A few other tools for reproducible data science are listed here:

https://modernjuliaworkflows.github.io/sharing/#reproducibility

2 Likes

You’ll find many packages mentioned on every site, and I imagine you could easily feel overwhelmed if you’re new. In case you want to know which ones are the “standard” packages (in the sense of used by more people, rather than my personal preferences)

FOR DATA MANIPULATION:
Dataframes → the standard package for working with tabular data. It’s by far the most used.

DataframesMeta → note this is an extension of Dataframes. The main goal is to provide a simpler syntax for Dataframes. Nonetheless, this also implies that the syntax doesn’t resemble Julia’s style, which can be inconvenient if you’re new to Julia and learning its style.

Tidier → A w̶r̶a̶p̶p̶e̶r̶ reimplementation of the popular R package. Notice that this is relatively new to the Julia ecosystem. I don’t think it still reached the point of considering “standard”.

FOR PLOTTING
Plots and StatsPlots → Both are the standard packages to draw plots. Note that StatsPlots is actually an extension of Plots. It’s identical to Plots, but it also incorporates other types of graphs that are more common in Statistics. Both packages provide a Julia-like syntax for creating plots using various backend engines (e.g., Latex).
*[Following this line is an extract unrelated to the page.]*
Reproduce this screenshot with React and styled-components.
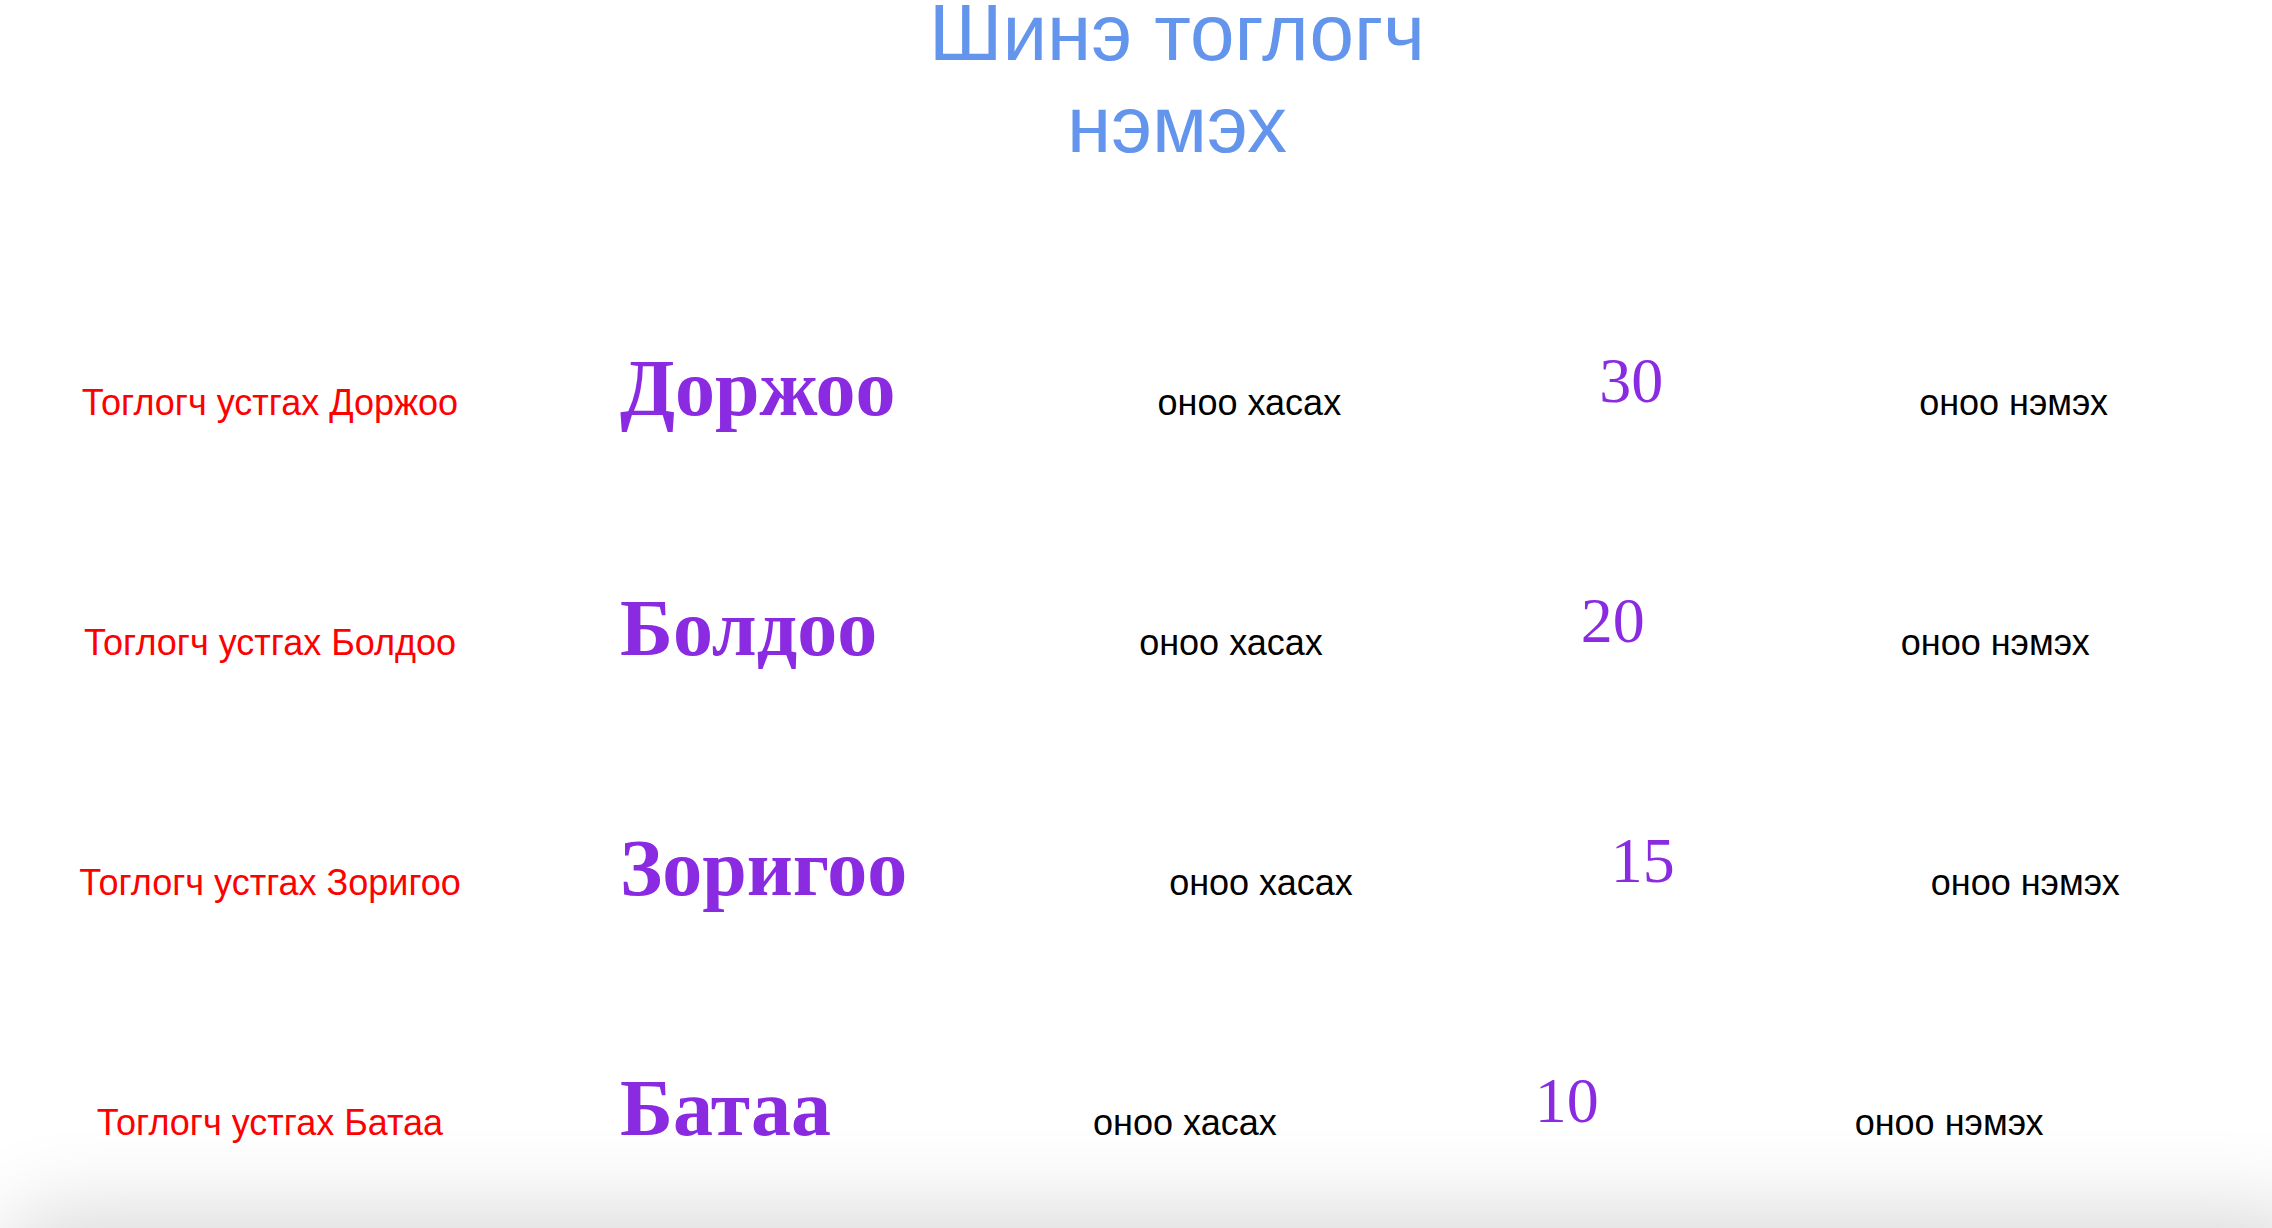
import React from "react";
import styled, { createGlobalStyle } from "styled-components";

const GlobalStyle = createGlobalStyle`
  html, body {
    margin: 0;
    padding: 0;
    background: #ffffff;
    overflow: hidden;
  }
  body {
    font-family: "Liberation Sans", Arial, sans-serif;
  }
`;

const Page = styled.div`
  display: flex;
  flex-direction: column;
  min-height: 100vh;
`;

const Header = styled.header`
  display: flex;
  justify-content: center;
  padding-left: 82px;
  margin-top: -13px;
`;

const Title = styled.h1`
  margin: 0;
  max-width: 520px;
  text-align: center;
  font-family: "Liberation Sans", Arial, sans-serif;
  font-weight: 400;
  font-size: 80px;
  line-height: 92px;
  color: cornflowerblue;
`;

const PlayerList = styled.div`
  display: flex;
  flex-direction: column;
  margin-top: 177px;
`;

const Row = styled.div`
  display: flex;
  align-items: baseline;
  height: 240px;
`;

const RemoveCell = styled.div`
  width: 540px;
  flex: none;
  text-align: center;
`;

const RemoveButton = styled.span`
  font-family: "Liberation Sans", Arial, sans-serif;
  font-size: 36px;
  color: #ff0000;
  cursor: pointer;
`;

const Name = styled.div`
  margin-left: 80px;
  font-family: "Liberation Serif", "Times New Roman", serif;
  font-weight: 700;
  font-size: 80px;
  line-height: 1;
  color: blueviolet;
`;

const ScoreAction = styled.div`
  margin-left: ${(p) => (p.$first ? "262px" : "256px")};
  font-family: "Liberation Sans", Arial, sans-serif;
  font-size: 36px;
  color: #000000;
  cursor: pointer;
`;

const ScoreCell = styled.div`
  margin-left: 258px;
  font-family: "Liberation Serif", "Times New Roman", serif;
  font-size: 64px;
  line-height: 1;
  color: blueviolet;
`;

const ScoreValue = styled.span`
  vertical-align: 13px;
`;

const BottomShade = styled.div`
  position: fixed;
  left: 14px;
  right: -40px;
  top: 100vh;
  height: 200px;
  border-radius: 40px;
  box-shadow: 0 -4px 90px 10px rgba(0, 0, 0, 0.16);
  pointer-events: none;
`;

const players = [
  { name: "Доржоо", score: 30 },
  { name: "Болдоо", score: 20 },
  { name: "Зоригоо", score: 15 },
  { name: "Батаа", score: 10 },
];

export default function App() {
  return (
    <>
      <GlobalStyle />
      <Page>
        <Header>
          <Title>Шинэ тоглогч нэмэх</Title>
        </Header>
        <PlayerList>
          {players.map((p) => (
            <Row key={p.name}>
              <RemoveCell>
                <RemoveButton>Тоглогч устгах {p.name}</RemoveButton>
              </RemoveCell>
              <Name>{p.name}</Name>
              <ScoreAction $first>оноо хасах</ScoreAction>
              <ScoreCell>
                <ScoreValue>{p.score}</ScoreValue>
              </ScoreCell>
              <ScoreAction>оноо нэмэх</ScoreAction>
            </Row>
          ))}
        </PlayerList>
      </Page>
      <BottomShade />
    </>
  );
}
Makie → From what I’ve been noticing, this is slowly becoming the new standard for drawing graphs. I got used to StatsPlots, but I’d be torn between StatsPlots and Makie these days if I had to learn one from scratch.

1 Like

While I do agree that “no real consensus was reached” (for a strong definition of consensus). I think you and me got different impressions from the discussion in this thread. I think the likes tell a story of the silent majority agreeing with the current behaviour.

majority of existing users

which are self-selected by those not put off entirely by the missing behavior

1 Like

Yes, as such is true for any feature of any language.